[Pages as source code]
====

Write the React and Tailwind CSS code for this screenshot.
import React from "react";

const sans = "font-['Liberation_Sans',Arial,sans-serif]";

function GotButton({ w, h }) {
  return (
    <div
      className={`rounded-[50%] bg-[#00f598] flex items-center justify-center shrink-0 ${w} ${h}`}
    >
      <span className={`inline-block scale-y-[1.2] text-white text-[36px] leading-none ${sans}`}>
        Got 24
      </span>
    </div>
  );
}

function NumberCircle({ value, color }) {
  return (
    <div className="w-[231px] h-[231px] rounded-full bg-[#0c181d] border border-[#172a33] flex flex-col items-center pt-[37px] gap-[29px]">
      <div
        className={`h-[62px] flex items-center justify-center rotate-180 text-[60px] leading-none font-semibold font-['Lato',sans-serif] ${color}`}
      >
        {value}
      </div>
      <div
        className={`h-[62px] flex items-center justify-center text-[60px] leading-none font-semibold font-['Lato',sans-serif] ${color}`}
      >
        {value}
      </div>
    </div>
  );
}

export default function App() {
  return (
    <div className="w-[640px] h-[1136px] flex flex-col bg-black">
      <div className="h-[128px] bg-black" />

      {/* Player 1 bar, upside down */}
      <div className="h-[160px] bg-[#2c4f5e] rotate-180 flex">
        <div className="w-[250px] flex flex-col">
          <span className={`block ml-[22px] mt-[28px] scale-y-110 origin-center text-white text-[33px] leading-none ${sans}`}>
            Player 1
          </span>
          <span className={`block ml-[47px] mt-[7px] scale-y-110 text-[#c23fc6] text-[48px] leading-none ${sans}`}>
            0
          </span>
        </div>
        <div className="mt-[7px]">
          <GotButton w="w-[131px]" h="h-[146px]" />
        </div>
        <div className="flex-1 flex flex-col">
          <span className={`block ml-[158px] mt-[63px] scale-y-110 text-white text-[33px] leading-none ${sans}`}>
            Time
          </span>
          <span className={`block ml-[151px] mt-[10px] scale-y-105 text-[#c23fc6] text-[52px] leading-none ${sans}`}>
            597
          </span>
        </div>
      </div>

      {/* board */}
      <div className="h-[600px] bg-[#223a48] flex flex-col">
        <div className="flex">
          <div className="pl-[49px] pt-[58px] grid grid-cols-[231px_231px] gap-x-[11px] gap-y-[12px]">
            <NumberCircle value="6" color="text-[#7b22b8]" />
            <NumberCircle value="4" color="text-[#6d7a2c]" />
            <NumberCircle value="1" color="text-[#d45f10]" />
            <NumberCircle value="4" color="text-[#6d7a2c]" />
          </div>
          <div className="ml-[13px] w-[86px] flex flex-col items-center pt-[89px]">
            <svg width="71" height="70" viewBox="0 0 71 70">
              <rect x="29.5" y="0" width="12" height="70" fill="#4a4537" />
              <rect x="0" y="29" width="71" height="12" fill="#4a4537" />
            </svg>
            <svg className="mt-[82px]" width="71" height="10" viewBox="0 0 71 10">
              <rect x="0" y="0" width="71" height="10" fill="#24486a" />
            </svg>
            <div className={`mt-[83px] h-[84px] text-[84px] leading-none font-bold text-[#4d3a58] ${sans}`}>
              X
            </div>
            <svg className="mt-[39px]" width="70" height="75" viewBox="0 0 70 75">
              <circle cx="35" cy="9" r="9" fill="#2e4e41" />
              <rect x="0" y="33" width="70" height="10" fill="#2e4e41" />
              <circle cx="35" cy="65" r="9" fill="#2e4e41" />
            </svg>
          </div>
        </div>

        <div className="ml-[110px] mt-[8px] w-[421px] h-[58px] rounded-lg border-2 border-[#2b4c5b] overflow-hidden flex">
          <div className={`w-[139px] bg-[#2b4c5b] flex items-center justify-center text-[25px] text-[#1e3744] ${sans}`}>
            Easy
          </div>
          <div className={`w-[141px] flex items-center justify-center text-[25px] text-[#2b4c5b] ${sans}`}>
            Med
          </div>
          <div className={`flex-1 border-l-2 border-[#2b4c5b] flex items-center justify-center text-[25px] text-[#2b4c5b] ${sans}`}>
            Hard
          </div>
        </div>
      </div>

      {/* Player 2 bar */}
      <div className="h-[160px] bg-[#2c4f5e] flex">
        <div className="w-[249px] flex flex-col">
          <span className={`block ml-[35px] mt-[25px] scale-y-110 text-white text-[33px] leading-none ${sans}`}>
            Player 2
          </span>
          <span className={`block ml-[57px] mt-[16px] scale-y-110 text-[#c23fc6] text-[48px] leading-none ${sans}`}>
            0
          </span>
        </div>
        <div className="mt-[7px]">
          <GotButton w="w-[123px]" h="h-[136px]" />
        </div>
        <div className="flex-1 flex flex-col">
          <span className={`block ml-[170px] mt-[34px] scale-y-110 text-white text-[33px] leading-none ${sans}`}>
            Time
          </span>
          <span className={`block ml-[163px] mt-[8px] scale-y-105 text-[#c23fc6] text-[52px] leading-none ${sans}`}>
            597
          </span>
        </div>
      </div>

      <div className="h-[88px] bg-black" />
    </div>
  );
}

====

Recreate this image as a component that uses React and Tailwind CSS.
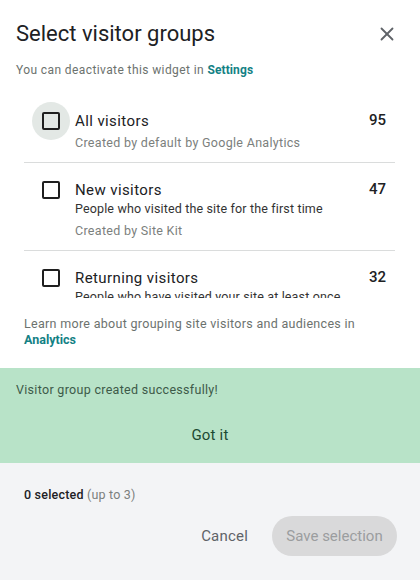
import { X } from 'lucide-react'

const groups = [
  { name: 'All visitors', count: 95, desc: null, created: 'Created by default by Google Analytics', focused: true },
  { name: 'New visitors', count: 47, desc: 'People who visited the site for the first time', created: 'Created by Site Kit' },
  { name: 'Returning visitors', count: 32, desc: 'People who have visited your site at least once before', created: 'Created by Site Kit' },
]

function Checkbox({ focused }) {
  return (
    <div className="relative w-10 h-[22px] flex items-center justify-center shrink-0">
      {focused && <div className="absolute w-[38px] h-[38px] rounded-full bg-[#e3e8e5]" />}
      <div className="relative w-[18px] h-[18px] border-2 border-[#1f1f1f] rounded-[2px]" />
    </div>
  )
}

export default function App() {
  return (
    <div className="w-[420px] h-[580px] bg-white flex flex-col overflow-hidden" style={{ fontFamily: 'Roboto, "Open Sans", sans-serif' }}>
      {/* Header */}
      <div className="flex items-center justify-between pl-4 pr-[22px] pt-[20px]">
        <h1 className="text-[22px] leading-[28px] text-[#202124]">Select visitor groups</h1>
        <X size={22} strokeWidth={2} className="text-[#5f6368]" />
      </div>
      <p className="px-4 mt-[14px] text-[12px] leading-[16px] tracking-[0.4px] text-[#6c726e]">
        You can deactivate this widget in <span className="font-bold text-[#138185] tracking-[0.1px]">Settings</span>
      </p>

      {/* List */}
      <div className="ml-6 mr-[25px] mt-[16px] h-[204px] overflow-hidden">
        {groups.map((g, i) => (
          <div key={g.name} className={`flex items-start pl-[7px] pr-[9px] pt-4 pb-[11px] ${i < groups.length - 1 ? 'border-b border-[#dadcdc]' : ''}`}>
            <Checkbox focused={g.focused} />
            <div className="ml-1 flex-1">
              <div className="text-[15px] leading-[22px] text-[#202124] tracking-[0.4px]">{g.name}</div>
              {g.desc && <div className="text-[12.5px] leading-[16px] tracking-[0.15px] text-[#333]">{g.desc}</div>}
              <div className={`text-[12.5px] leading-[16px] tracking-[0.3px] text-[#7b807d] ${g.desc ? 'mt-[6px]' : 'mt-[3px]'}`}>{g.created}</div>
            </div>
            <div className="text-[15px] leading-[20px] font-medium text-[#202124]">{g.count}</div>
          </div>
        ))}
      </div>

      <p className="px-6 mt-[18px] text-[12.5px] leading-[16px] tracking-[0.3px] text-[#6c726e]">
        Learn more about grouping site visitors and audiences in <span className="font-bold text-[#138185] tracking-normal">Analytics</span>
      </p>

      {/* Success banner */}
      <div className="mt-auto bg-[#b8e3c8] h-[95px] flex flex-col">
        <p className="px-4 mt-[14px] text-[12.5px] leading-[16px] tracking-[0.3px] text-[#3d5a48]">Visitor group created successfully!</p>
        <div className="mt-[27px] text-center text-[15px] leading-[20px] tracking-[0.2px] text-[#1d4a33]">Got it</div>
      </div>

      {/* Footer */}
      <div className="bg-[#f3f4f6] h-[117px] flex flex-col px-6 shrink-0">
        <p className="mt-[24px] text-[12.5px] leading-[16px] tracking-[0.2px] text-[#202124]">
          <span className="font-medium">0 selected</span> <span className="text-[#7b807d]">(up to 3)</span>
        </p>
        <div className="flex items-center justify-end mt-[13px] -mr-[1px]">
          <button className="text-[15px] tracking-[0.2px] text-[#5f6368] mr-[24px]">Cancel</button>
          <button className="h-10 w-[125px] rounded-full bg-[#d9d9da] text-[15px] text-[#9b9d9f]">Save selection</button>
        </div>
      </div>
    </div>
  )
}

====

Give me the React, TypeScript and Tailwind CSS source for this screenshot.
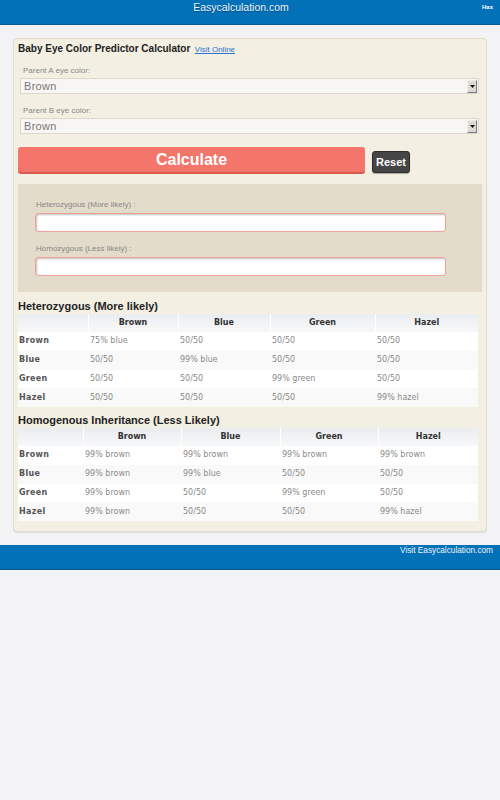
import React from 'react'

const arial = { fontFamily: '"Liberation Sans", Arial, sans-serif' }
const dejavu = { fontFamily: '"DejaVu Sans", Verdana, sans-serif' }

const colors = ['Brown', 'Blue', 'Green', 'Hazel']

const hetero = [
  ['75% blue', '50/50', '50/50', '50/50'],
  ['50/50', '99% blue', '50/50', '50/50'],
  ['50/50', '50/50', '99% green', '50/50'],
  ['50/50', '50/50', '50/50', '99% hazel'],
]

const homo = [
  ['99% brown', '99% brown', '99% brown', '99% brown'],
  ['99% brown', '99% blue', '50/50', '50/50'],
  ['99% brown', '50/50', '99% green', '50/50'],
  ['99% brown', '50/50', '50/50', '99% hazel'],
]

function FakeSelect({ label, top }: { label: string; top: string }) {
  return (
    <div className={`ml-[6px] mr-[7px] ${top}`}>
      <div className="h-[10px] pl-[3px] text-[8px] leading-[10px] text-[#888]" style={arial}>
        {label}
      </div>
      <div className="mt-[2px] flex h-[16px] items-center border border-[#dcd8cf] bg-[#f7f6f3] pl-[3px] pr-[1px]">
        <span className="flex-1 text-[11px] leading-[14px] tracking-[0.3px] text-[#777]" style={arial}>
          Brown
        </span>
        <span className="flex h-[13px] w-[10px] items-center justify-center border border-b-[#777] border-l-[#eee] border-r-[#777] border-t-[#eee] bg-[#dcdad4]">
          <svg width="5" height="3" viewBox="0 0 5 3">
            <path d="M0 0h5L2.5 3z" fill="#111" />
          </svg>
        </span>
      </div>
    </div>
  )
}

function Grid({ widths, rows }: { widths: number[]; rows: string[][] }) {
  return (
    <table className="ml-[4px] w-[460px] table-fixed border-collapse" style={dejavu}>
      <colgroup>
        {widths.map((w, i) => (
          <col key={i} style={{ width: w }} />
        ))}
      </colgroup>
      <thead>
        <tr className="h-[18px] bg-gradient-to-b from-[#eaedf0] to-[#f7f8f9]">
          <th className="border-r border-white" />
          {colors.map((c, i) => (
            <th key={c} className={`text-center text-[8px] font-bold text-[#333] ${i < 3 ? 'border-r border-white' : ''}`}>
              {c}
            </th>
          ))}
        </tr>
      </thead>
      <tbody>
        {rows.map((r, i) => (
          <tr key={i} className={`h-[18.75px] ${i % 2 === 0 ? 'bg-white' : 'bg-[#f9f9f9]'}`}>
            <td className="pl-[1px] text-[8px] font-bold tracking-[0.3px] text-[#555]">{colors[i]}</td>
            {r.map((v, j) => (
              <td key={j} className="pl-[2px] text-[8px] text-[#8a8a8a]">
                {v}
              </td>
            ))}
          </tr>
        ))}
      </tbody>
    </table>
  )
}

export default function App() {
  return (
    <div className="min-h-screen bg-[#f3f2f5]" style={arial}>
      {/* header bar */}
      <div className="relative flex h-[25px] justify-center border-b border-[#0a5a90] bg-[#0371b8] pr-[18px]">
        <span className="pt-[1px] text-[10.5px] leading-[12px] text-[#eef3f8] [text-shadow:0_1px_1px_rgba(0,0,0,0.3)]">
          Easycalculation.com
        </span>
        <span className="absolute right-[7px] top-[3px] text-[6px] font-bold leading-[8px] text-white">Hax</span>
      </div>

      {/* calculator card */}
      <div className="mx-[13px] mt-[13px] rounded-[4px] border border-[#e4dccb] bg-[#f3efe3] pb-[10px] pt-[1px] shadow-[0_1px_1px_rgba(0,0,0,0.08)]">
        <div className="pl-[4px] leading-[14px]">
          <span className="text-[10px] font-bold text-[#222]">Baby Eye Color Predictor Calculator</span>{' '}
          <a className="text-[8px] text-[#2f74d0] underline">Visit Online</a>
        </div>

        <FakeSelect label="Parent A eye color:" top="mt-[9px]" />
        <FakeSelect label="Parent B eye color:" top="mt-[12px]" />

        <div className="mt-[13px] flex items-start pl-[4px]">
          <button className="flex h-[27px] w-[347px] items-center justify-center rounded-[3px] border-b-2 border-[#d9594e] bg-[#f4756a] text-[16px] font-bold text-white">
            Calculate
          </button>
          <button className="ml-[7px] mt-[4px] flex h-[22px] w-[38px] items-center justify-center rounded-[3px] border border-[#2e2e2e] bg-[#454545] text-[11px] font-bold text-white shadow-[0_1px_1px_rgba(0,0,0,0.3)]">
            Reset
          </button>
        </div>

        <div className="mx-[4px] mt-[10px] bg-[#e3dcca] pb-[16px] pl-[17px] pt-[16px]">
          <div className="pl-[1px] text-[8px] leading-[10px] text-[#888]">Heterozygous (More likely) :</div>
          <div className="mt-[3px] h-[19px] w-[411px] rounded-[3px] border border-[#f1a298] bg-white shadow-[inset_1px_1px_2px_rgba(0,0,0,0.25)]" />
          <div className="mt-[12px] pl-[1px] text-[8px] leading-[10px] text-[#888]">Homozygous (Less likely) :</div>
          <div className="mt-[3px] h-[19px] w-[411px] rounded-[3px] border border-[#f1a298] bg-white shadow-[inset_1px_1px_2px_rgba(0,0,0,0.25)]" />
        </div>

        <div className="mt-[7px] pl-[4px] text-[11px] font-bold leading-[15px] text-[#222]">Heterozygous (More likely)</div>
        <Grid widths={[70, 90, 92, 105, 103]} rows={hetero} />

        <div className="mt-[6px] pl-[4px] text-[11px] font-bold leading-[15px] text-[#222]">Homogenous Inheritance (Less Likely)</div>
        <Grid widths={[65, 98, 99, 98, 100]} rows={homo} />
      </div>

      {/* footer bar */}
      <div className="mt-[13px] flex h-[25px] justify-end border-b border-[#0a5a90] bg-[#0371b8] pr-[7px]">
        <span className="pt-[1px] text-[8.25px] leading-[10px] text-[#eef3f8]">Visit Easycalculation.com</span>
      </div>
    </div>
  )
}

====

| DESCRIPTION OF THE TASK |
Each line of the data that includes the word "Tailwind" counts once; report the total and nothing more.

| SOLUTION TO THIS EXERCISE |
3